*PROBLEM TO SOLVE*: Set down each record below precisely, skipping the pictures.

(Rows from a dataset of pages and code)
--- BEGIN ---
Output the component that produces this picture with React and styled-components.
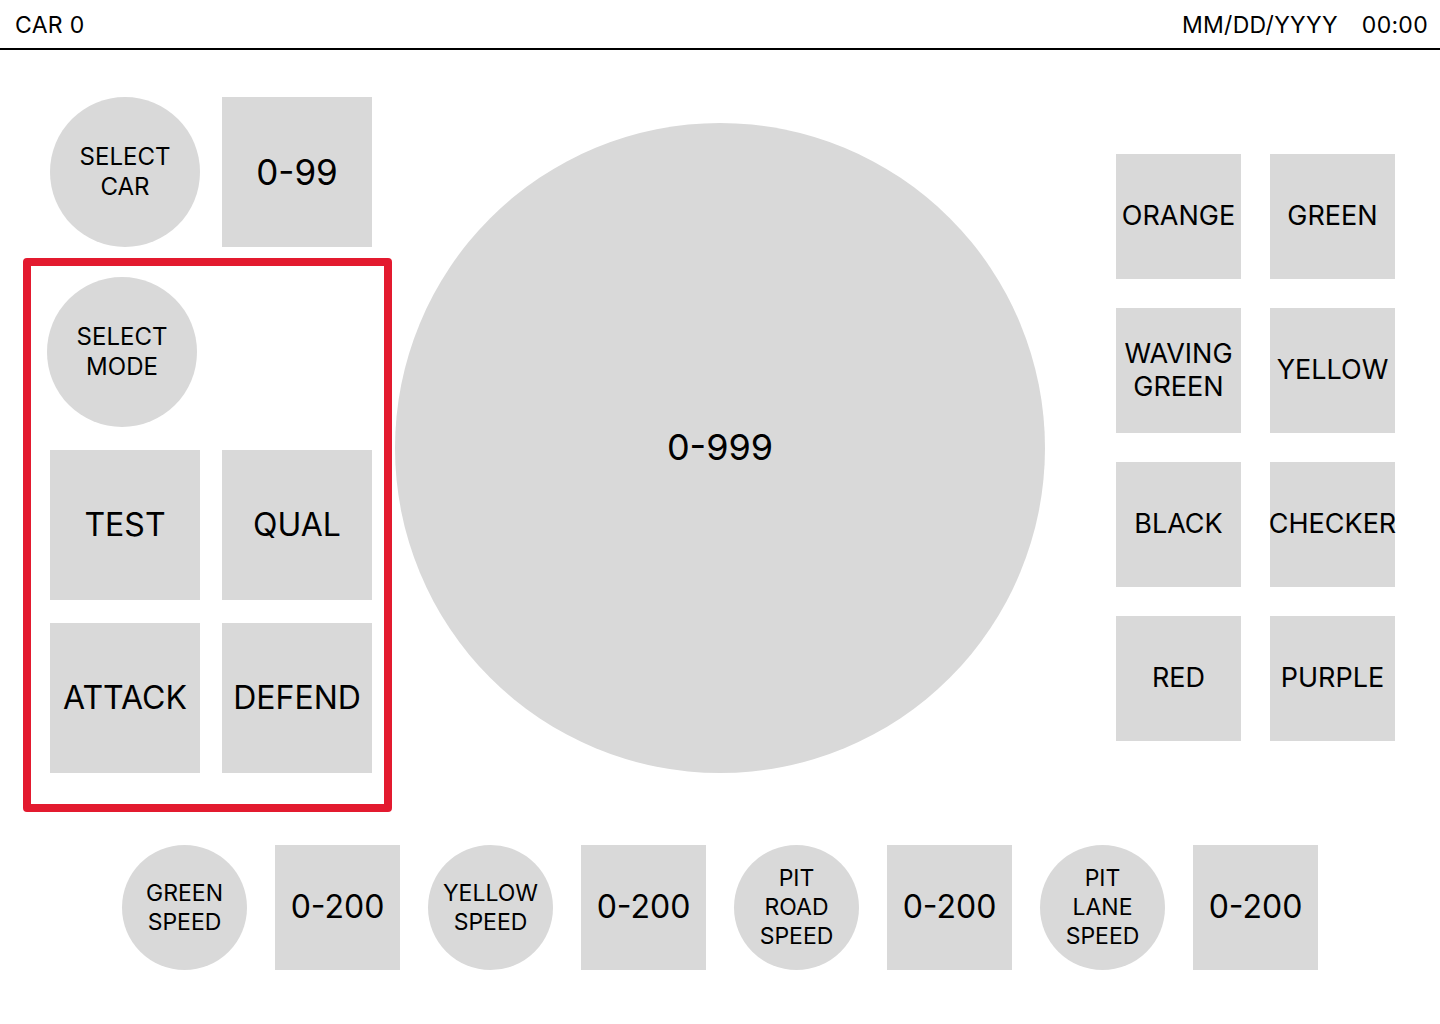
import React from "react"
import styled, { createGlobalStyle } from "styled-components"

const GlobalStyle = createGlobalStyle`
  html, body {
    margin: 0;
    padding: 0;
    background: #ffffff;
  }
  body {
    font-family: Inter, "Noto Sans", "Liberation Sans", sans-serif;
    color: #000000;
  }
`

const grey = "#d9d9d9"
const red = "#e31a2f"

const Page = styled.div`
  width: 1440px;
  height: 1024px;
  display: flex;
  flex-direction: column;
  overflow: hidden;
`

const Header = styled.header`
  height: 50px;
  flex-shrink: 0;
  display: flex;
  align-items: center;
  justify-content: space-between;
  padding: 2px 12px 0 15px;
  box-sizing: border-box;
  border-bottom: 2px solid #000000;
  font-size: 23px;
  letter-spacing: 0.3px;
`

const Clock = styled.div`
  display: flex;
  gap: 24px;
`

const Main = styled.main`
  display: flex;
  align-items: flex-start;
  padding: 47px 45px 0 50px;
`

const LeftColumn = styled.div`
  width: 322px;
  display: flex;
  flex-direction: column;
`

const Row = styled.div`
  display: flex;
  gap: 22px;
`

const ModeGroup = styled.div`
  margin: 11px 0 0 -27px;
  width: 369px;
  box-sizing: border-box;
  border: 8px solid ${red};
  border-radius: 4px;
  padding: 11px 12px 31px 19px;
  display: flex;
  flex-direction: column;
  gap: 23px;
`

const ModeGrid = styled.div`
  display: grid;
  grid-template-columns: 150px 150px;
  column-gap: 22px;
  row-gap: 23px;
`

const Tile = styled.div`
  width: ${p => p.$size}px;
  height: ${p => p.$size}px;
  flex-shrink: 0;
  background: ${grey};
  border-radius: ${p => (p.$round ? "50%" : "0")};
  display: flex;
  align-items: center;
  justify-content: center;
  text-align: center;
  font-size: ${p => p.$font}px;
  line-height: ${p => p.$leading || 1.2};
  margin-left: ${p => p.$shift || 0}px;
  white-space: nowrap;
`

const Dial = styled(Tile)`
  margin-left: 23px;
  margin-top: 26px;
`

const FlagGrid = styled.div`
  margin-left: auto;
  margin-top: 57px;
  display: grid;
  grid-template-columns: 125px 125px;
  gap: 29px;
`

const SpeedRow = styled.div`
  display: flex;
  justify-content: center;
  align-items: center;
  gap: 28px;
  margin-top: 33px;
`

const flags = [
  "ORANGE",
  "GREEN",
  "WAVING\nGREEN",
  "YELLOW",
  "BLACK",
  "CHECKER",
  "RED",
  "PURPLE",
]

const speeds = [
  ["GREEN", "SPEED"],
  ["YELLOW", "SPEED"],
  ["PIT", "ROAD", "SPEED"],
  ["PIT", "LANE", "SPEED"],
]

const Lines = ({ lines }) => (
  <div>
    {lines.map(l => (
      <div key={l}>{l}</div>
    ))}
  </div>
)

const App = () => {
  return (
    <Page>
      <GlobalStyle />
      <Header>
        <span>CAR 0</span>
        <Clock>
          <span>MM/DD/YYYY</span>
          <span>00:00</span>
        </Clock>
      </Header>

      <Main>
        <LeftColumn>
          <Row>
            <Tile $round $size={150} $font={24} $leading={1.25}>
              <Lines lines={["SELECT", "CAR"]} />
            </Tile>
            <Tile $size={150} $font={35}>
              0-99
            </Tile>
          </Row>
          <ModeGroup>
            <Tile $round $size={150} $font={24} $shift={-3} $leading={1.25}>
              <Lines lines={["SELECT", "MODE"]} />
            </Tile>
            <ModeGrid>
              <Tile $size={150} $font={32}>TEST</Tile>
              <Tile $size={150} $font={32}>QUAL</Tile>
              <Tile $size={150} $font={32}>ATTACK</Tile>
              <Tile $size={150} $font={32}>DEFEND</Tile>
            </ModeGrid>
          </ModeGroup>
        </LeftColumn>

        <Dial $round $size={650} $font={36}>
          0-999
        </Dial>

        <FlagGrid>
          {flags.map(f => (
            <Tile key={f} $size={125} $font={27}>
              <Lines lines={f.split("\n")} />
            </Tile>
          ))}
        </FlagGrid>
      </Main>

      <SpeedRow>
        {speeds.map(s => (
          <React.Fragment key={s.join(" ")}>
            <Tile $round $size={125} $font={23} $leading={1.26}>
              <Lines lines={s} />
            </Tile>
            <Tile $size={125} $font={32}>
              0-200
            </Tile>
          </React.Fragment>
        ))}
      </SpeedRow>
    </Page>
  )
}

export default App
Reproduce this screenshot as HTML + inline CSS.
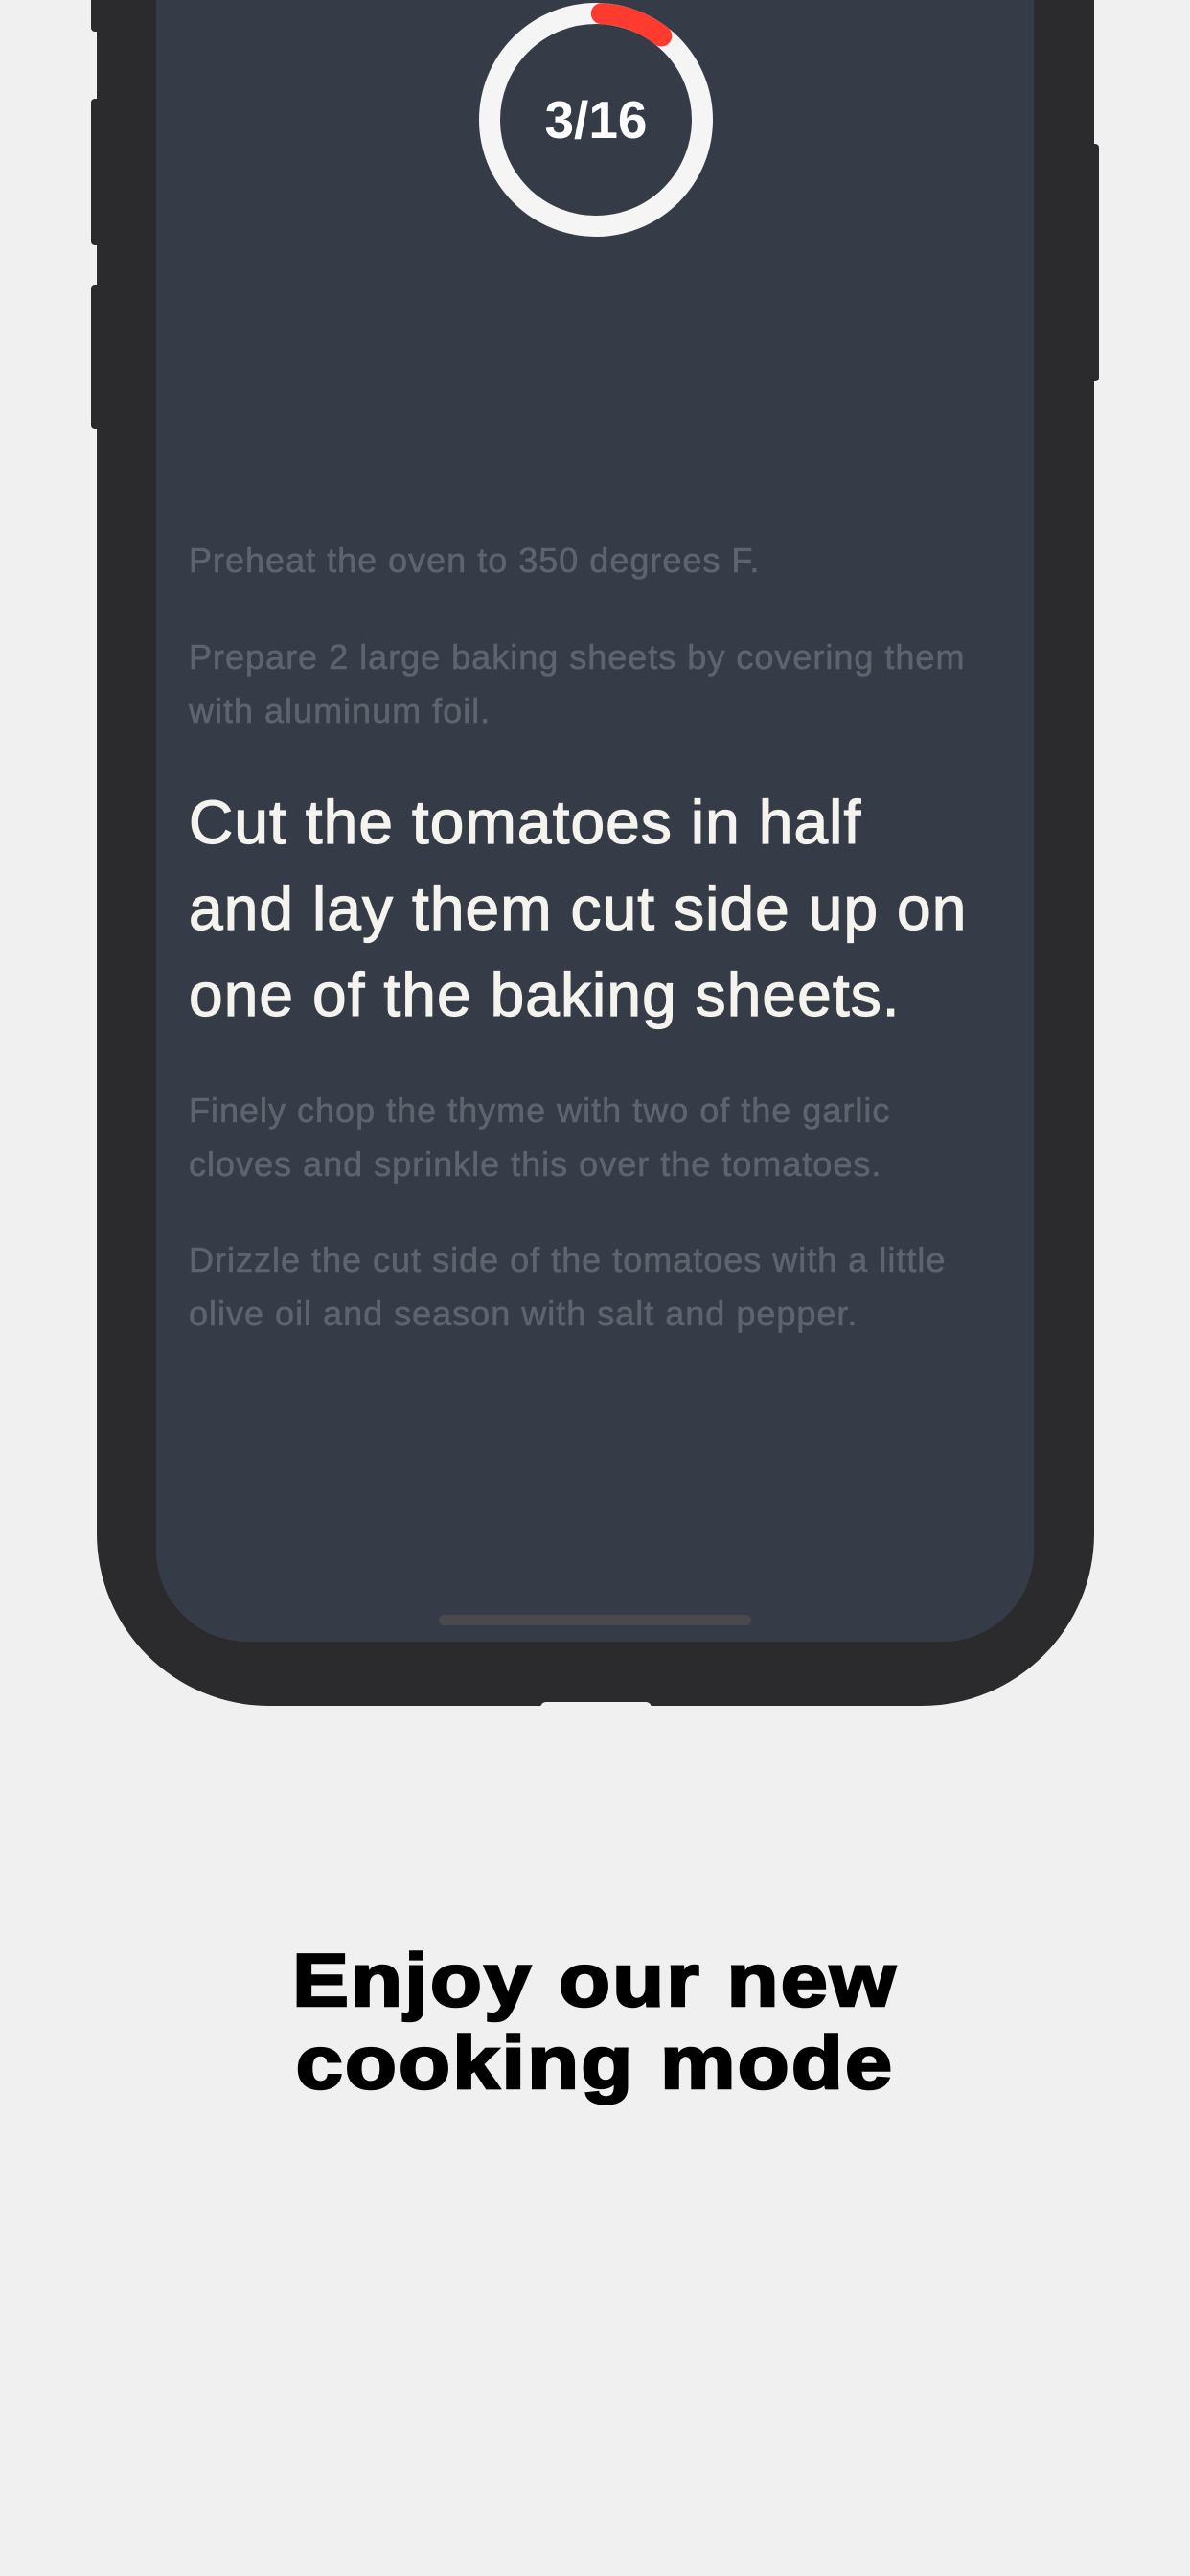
--- END ---
*EXPECTED ANSWER*:
Output the component that produces this picture with React and styled-components.
import React from "react"
import styled, { createGlobalStyle } from "styled-components"

const GlobalStyle = createGlobalStyle`
  html, body {
    margin: 0;
    padding: 0;
    background: #ffffff;
  }
  body {
    font-family: Inter, "Noto Sans", "Liberation Sans", sans-serif;
    color: #000000;
  }
`

const grey = "#d9d9d9"
const red = "#e31a2f"

const Page = styled.div`
  width: 1440px;
  height: 1024px;
  display: flex;
  flex-direction: column;
  overflow: hidden;
`

const Header = styled.header`
  height: 50px;
  flex-shrink: 0;
  display: flex;
  align-items: center;
  justify-content: space-between;
  padding: 2px 12px 0 15px;
  box-sizing: border-box;
  border-bottom: 2px solid #000000;
  font-size: 23px;
  letter-spacing: 0.3px;
`

const Clock = styled.div`
  display: flex;
  gap: 24px;
`

const Main = styled.main`
  display: flex;
  align-items: flex-start;
  padding: 47px 45px 0 50px;
`

const LeftColumn = styled.div`
  width: 322px;
  display: flex;
  flex-direction: column;
`

const Row = styled.div`
  display: flex;
  gap: 22px;
`

const ModeGroup = styled.div`
  margin: 11px 0 0 -27px;
  width: 369px;
  box-sizing: border-box;
  border: 8px solid ${red};
  border-radius: 4px;
  padding: 11px 12px 31px 19px;
  display: flex;
  flex-direction: column;
  gap: 23px;
`

const ModeGrid = styled.div`
  display: grid;
  grid-template-columns: 150px 150px;
  column-gap: 22px;
  row-gap: 23px;
`

const Tile = styled.div`
  width: ${p => p.$size}px;
  height: ${p => p.$size}px;
  flex-shrink: 0;
  background: ${grey};
  border-radius: ${p => (p.$round ? "50%" : "0")};
  display: flex;
  align-items: center;
  justify-content: center;
  text-align: center;
  font-size: ${p => p.$font}px;
  line-height: ${p => p.$leading || 1.2};
  margin-left: ${p => p.$shift || 0}px;
  white-space: nowrap;
`

const Dial = styled(Tile)`
  margin-left: 23px;
  margin-top: 26px;
`

const FlagGrid = styled.div`
  margin-left: auto;
  margin-top: 57px;
  display: grid;
  grid-template-columns: 125px 125px;
  gap: 29px;
`

const SpeedRow = styled.div`
  display: flex;
  justify-content: center;
  align-items: center;
  gap: 28px;
  margin-top: 33px;
`

const flags = [
  "ORANGE",
  "GREEN",
  "WAVING\nGREEN",
  "YELLOW",
  "BLACK",
  "CHECKER",
  "RED",
  "PURPLE",
]

const speeds = [
  ["GREEN", "SPEED"],
  ["YELLOW", "SPEED"],
  ["PIT", "ROAD", "SPEED"],
  ["PIT", "LANE", "SPEED"],
]

const Lines = ({ lines }) => (
  <div>
    {lines.map(l => (
      <div key={l}>{l}</div>
    ))}
  </div>
)

const App = () => {
  return (
    <Page>
      <GlobalStyle />
      <Header>
        <span>CAR 0</span>
        <Clock>
          <span>MM/DD/YYYY</span>
          <span>00:00</span>
        </Clock>
      </Header>

      <Main>
        <LeftColumn>
          <Row>
            <Tile $round $size={150} $font={24} $leading={1.25}>
              <Lines lines={["SELECT", "CAR"]} />
            </Tile>
            <Tile $size={150} $font={35}>
              0-99
            </Tile>
          </Row>
          <ModeGroup>
            <Tile $round $size={150} $font={24} $shift={-3} $leading={1.25}>
              <Lines lines={["SELECT", "MODE"]} />
            </Tile>
            <ModeGrid>
              <Tile $size={150} $font={32}>TEST</Tile>
              <Tile $size={150} $font={32}>QUAL</Tile>
              <Tile $size={150} $font={32}>ATTACK</Tile>
              <Tile $size={150} $font={32}>DEFEND</Tile>
            </ModeGrid>
          </ModeGroup>
        </LeftColumn>

        <Dial $round $size={650} $font={36}>
          0-999
        </Dial>

        <FlagGrid>
          {flags.map(f => (
            <Tile key={f} $size={125} $font={27}>
              <Lines lines={f.split("\n")} />
            </Tile>
          ))}
        </FlagGrid>
      </Main>

      <SpeedRow>
        {speeds.map(s => (
          <React.Fragment key={s.join(" ")}>
            <Tile $round $size={125} $font={23} $leading={1.26}>
              <Lines lines={s} />
            </Tile>
            <Tile $size={125} $font={32}>
              0-200
            </Tile>
          </React.Fragment>
        ))}
      </SpeedRow>
    </Page>
  )
}

export default App
Reproduce this screenshot as HTML + inline CSS.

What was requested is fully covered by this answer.